Figuring out Baghdadi’s role within the organization is likely a big focus of the intelligence hunt right now, Clarke said. Is he the lynchpin of the group? How does the network operate? Who are the real power brokers?

"Despite the vast amount of publicity and analysis [the Islamic State] has generated since 2011, verifiable facts concerning its leadership and structure remain few and far between," said a recent report from the Soufan Group, a security and intelligence company.

For the moment, Baghdadi holds a position of "unchallenged authority," the report says. "He has not needed to be a visionary or a natural leader, just strong enough to impose his will more effectively than anyone else."

His location is unknown, but he is believed to run the Islamic State from its stronghold in Raqqa, Syria, "though spending time also in Mosul," according to the Soufan Group.

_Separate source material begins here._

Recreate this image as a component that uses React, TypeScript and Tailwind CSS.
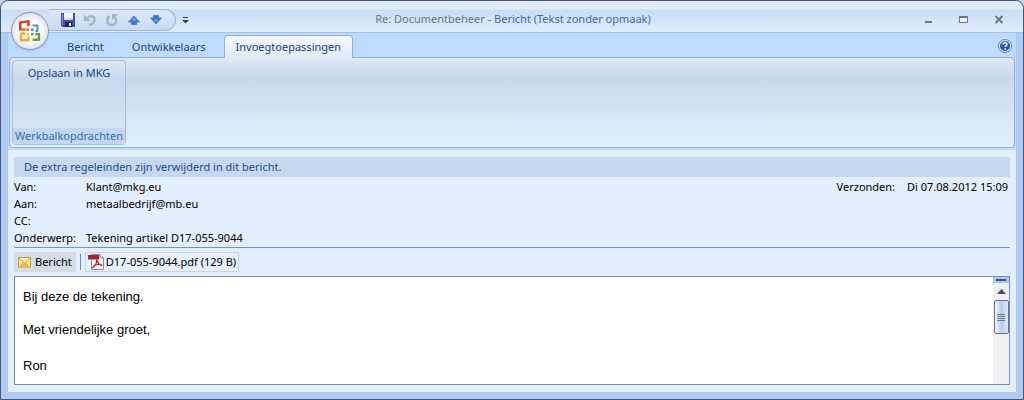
import type { ReactNode } from 'react';
import { useState } from 'react';
import { clsx } from 'clsx';

const TABS = ['Bericht', 'Ontwikkelaars', 'Invoegtoepassingen'];

const HEADERS = [
  { label: 'Van:', value: 'Klant@mkg.eu' },
  { label: 'Aan:', value: 'metaalbedrijf@mb.eu' },
  { label: 'CC:', value: '' },
  { label: 'Onderwerp:', value: 'Tekening artikel D17-055-9044' },
];

function OfficeLogo() {
  return (
    <svg viewBox="0 0 24 24" className="h-6 w-6" fill="none" strokeLinejoin="round">
      <path d="M7 10.500H2.200V3.500L10.500 2.300V7" stroke="#d4481c" strokeWidth="2.600" />
      <path d="M3.500 10.500H8" stroke="#ee8a2a" strokeWidth="2.400" />
      <path d="M14.500 6.500H19.500V12H17.500" stroke="#4b93dc" strokeWidth="2" />
      <path d="M7 14.500H3V21.300H10.500V17.500" stroke="#f3a91d" strokeWidth="2.400" />
      <path d="M14.500 20.800H21V15H17.500" stroke="#58a63a" strokeWidth="2.400" />
      <path d="M8.500 9.500H11V12H8.500z" fill="#e9702a" />
      <path d="M13 9.500h2.500V12H13z" fill="#3f83d0" />
      <path d="M8.500 14H11v2.500H8.500z" fill="#f5bd2e" />
      <path d="M13 14h2.500v2.500H13z" fill="#5cab40" />
    </svg>
  );
}

function SaveIcon() {
  return (
    <svg viewBox="0 0 14 14" className="h-3.5 w-3.5">
      <path d="M0 0h14v14H1.500L0 12.500z" fill="#4b48ad" />
      <path d="M1 1h1v11H1z" fill="#8f8edb" />
      <path d="M3 0h9v7H3z" fill="#f4f7ff" />
      <path d="M3 5h9v2H3z" fill="#cfd6f2" />
      <path d="M4 9h7v5H4z" fill="#23245f" />
      <path d="M8 10h2v3H8z" fill="#fff" />
    </svg>
  );
}

function UndoIcon() {
  return (
    <svg viewBox="0 0 14 14" className="h-3.5 w-3.5" fill="none" stroke="#a5b3c8" strokeWidth="2.400">
      <path d="M4 5.500C6.500 2 11.500 2.500 11.500 6.500C11.500 9.500 9 11.500 6 12" />
      <path d="M1 1.500V8h6.500z" fill="#a5b3c8" stroke="none" />
    </svg>
  );
}

function RedoIcon() {
  return (
    <svg viewBox="0 0 14 14" className="h-3.5 w-3.5" fill="none" stroke="#a5b3c8" strokeWidth="2.400">
      <path d="M4.500 3C1 6 1.500 12 6.500 12C11.500 12 12.500 7 9.500 4" />
      <path d="M7 1h6L7 7z" fill="#a5b3c8" stroke="none" />
    </svg>
  );
}

function ArrowIcon({ down = false }: { down?: boolean }) {
  return (
    <svg viewBox="0 0 14 14" className={clsx('h-3.5 w-3.5', down && 'rotate-180')}>
      <path d="M7 3L12.500 9H9.500V11.500H4.500V9H1.500z" fill="#3a76dc" stroke="#3462b8" strokeWidth=".6" />
      <path d="M7 4.500L9.500 7.500H4.500z" fill="#6ea6f2" />
    </svg>
  );
}

function MenuIcon() {
  return (
    <svg viewBox="0 0 7 7" className="h-[7px] w-[7px]" fill="#27406f">
      <path d="M1 0h5v1H1zM0 3h7L3.500 6.500z" />
    </svg>
  );
}

function HelpIcon() {
  return (
    <svg viewBox="0 0 14 14" className="h-3.5 w-3.5">
      <circle cx="7" cy="7" r="6.500" fill="#e8f1fd" stroke="#5b7fb5" />
      <circle cx="7" cy="7" r="5" fill="#2257c4" />
      <path d="M5 5.500C5 3.300 9 3.300 9 5.300C9 6.600 7.200 6.500 7.200 8" fill="none" stroke="#fff" strokeWidth="1.500" />
      <path d="M6.400 9.200h1.600v1.500H6.400z" fill="#fff" />
    </svg>
  );
}

function EnvelopeIcon() {
  return (
    <svg viewBox="0 0 13 12" className="h-3 w-[13px]">
      <path d="M.5 1.500h12v9.500H.5z" fill="#fbe28a" stroke="#c79a3a" />
      <path d="M1 10.500L5 6.500h3L12 10.500z" fill="#f0b93c" />
      <path d="M1 2L6.500 7L12 2" fill="#fff3c0" stroke="#cfa548" />
    </svg>
  );
}

function PdfIcon() {
  return (
    <svg viewBox="0 0 16 16" className="h-4 w-4">
      <path d="M3.500.5H12L15.500 4v11.500h-12z" fill="#fff" stroke="#8a8f99" />
      <path d="M12 .5V4h3.500" fill="#e3e5ea" stroke="#8a8f99" />
      <path d="M0 1h11v4.500H0z" fill="#a91f2a" />
      <path d="M4 14C7 12 9 8.500 8.800 5.500C9.500 9 11 11 14.500 11.500M5.500 11.800C8 10.200 11 10 14 11" fill="none" stroke="#c62a33" strokeWidth="1.400" />
    </svg>
  );
}

function IconButton({ label, children }: { label: string; children: ReactNode }) {
  return (
    <button type="button" aria-label={label} className="flex h-4 w-4 items-center justify-center">
      {children}
    </button>
  );
}

function TitleBar() {
  return (
    <header className="flex h-8 shrink-0 items-center rounded-t-lg border-b border-[#9fc3ee] bg-linear-to-b from-[#e3ecfa] from-25% via-[#cbddf5] via-30% to-[#e0edfc] pt-2 pr-4 pb-px">
      <div className="ml-12 flex h-[22px] shrink-0 items-center gap-1.5 rounded-r-full border border-l-0 border-[#9bb7de] bg-linear-to-b from-[#dce8f8] to-[#c9dcf5] px-[11px]">
        <IconButton label="Opslaan"><SaveIcon /></IconButton>
        <IconButton label="Ongedaan maken"><UndoIcon /></IconButton>
        <IconButton label="Opnieuw"><RedoIcon /></IconButton>
        <IconButton label="Vorig item"><ArrowIcon /></IconButton>
        <IconButton label="Volgend item"><ArrowIcon down /></IconButton>
      </div>
      <div className="ml-px"><IconButton label="Werkbalk aanpassen"><MenuIcon /></IconButton></div>
      <h1 className="min-w-0 flex-1 truncate pr-[88px] pb-0.5 text-center leading-4 text-[#3e6aaa]">
        <span className="text-[#6b7686]">Re: Documentbeheer - </span>Bericht (Tekst zonder opmaak)
      </h1>
      <div className="flex gap-[19px] text-[#6d7687]">
        <IconButton label="Minimaliseren">
          <svg viewBox="0 0 10 10" className="h-2.5 w-2.5"><path d="M1 6h7v2H1z" fill="currentColor" /></svg>
        </IconButton>
        <IconButton label="Maximaliseren">
          <svg viewBox="0 0 10 10" className="h-2.5 w-2.5">
            <path d="M.5 1.500h8v6h-8z" fill="#f3f7fd" stroke="currentColor" />
            <path d="M0 1h9v2H0z" fill="currentColor" />
          </svg>
        </IconButton>
        <IconButton label="Sluiten">
          <svg viewBox="0 0 10 10" className="h-2.5 w-2.5"><path d="M1.500 1l7 7M8.500 1l-7 7" stroke="currentColor" strokeWidth="2" /></svg>
        </IconButton>
      </div>
    </header>
  );
}

export default function App() {
  const [tab, setTab] = useState('Invoegtoepassingen');

  return (
    <div className="bg-[#bcd2ee]">
      <div className="relative flex min-h-screen flex-col rounded-t-lg border border-[#42557d] bg-[#b0cbf2] font-['Noto_Sans','Open_Sans',sans-serif] text-[11px] leading-4 text-black">
        <TitleBar />
        <button
          type="button"
          aria-label="Office-knop"
          className="absolute top-[11px] left-2.5 flex h-[38px] w-[38px] items-center justify-center rounded-full border border-[#8b98ad] bg-radial from-white from-40% to-[#c3cddd] shadow"
        >
          <OfficeLogo />
        </button>

        <div className="mx-[7px] bg-[#bfdbff] pb-0.5">
          <div className="flex h-6 items-end pr-1 pl-[45px]">
            <nav className="flex flex-1">
              {TABS.map(name => (
                <button
                  key={name}
                  type="button"
                  onClick={() => setTab(name)}
                  className={clsx(
                    'relative -mb-px h-[23px] rounded-t border border-b-0 text-[#15428b]',
                    name === 'Invoegtoepassingen' ? 'ml-1 px-[11px]' : 'px-[13px]',
                    tab === name ? 'border-[#8db2e3] bg-linear-to-b from-[#f4f9ff] to-[#e1eaf6]' : 'border-transparent'
                  )}
                >
                  {name}
                </button>
              ))}
            </nav>
            <button type="button" aria-label="Help" className="mb-1"><HelpIcon /></button>
          </div>

          <section className="mx-px rounded border border-[#8db2e3] bg-linear-to-b from-[#dfe8f4] via-[#c9d9ec] via-22% to-[#e0f1fd] p-0.5">
            <div className="flex h-[85px] w-fit flex-col rounded-sm border border-[#a5bdd9] bg-linear-to-b from-[#dfe9f4] via-[#c8d8ec] via-22% to-[#dbe8f5]">
              <button type="button" className="flex flex-1 items-start justify-center px-2 pt-1 text-[#15428b]">
                Opslaan in MKG
              </button>
              <p className="bg-[#c1d8f0] px-0.5 text-[#3e6aaa]">Werkbalkopdrachten</p>
            </div>
          </section>
        </div>

        <main className="mx-[7px] mb-[7px] flex flex-1 flex-col bg-[#e3eeff] px-1.5 py-[7px]">
          <p className="h-5 bg-[#c4d9f0] px-2.5 leading-5 text-[#1f4a87]">De extra regeleinden zijn verwijderd in dit bericht.</p>

          <div className="flex items-start justify-between border-b border-[#7195c9] py-px">
            <dl>
              {HEADERS.map(row => (
                <div key={row.label} className="flex h-[17px] items-center">
                  <dt className="w-[72px]">{row.label}</dt>
                  <dd>{row.value}</dd>
                </div>
              ))}
            </dl>
            <dl className="flex h-[17px] items-center gap-3 pr-0.5">
              <dt>Verzonden:</dt>
              <dd>Di 07.08.2012 15:09</dd>
            </dl>
          </div>

          <div className="my-1 flex h-5 items-center gap-1">
            <button type="button" className="flex h-5 items-center gap-1 bg-[#d3dde6] px-1"><EnvelopeIcon />Bericht</button>
            <span className="h-4 w-px bg-[#5f8cc7]" />
            <button type="button" className="flex h-5 items-center gap-0.5 border border-[#c5d4e8] bg-[#e6effc] px-0.5"><PdfIcon />D17-055-9044.pdf (129 B)</button>
          </div>

          <div className="flex flex-1 border border-[#6b90c6] bg-white">
            <article className="flex-1 px-2 pt-3 font-['Liberation_Sans',Arial,sans-serif] text-[13px]">
              <p>Bij deze de tekening.</p>
              <p className="mt-[17px]">Met vriendelijke groet,</p>
              <p className="mt-5">Ron</p>
            </article>
            <div className="flex w-4 flex-col items-center bg-[#f0f0f0]">
              <div className="flex h-1.5 w-full items-center justify-center bg-[#a9c8f2]"><span className="h-0.5 w-2.5 bg-[#3f5174]" /></div>
              <button type="button" aria-label="Omhoog" className="flex h-[17px] w-full items-center justify-center">
                <svg viewBox="0 0 9 5" className="h-[5px] w-[9px]"><path d="M4.500 0L9 5H0z" fill="#454b66" /></svg>
              </button>
              <div className="flex h-[34px] w-[15px] flex-col items-center justify-center gap-px rounded-xs border border-[#656f95] bg-linear-to-r from-[#f3f7fd] via-[#b9cdea] to-[#dfe9f8]">
                {[0, 1, 2, 3].map(line => <span key={line} className="h-px w-2 bg-[#6b7a90]" />)}
              </div>
            </div>
          </div>
        </main>
      </div>
    </div>
  );
}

His first public appearance was in July, when he led a prayer service at Mosul’s Great Mosque, an audacious move for himself and the group.

His two deputies — Abu Muslim al-Turkmani and Abu Ali al-Anbari — were formerly members of the Iraqi Baath party. Turkmani is "reported to have been a senior Special Forces officer and a member of military intelligence," the Soufan Group’s report says.

The effectiveness of a U.S. strike against Baghdadi would partly depend on how much power he delegates to these deputies and his other commanders. If Baghdadi’s successor is clearly delineated, then removing him would have less of an impact.

Clarke said the lack of drone strikes against Islamic State leaders is most likely due to a lack of human intelligence and deliberation over what effects such strikes will have.

"Both things are confounding the administration right now," Clarke said.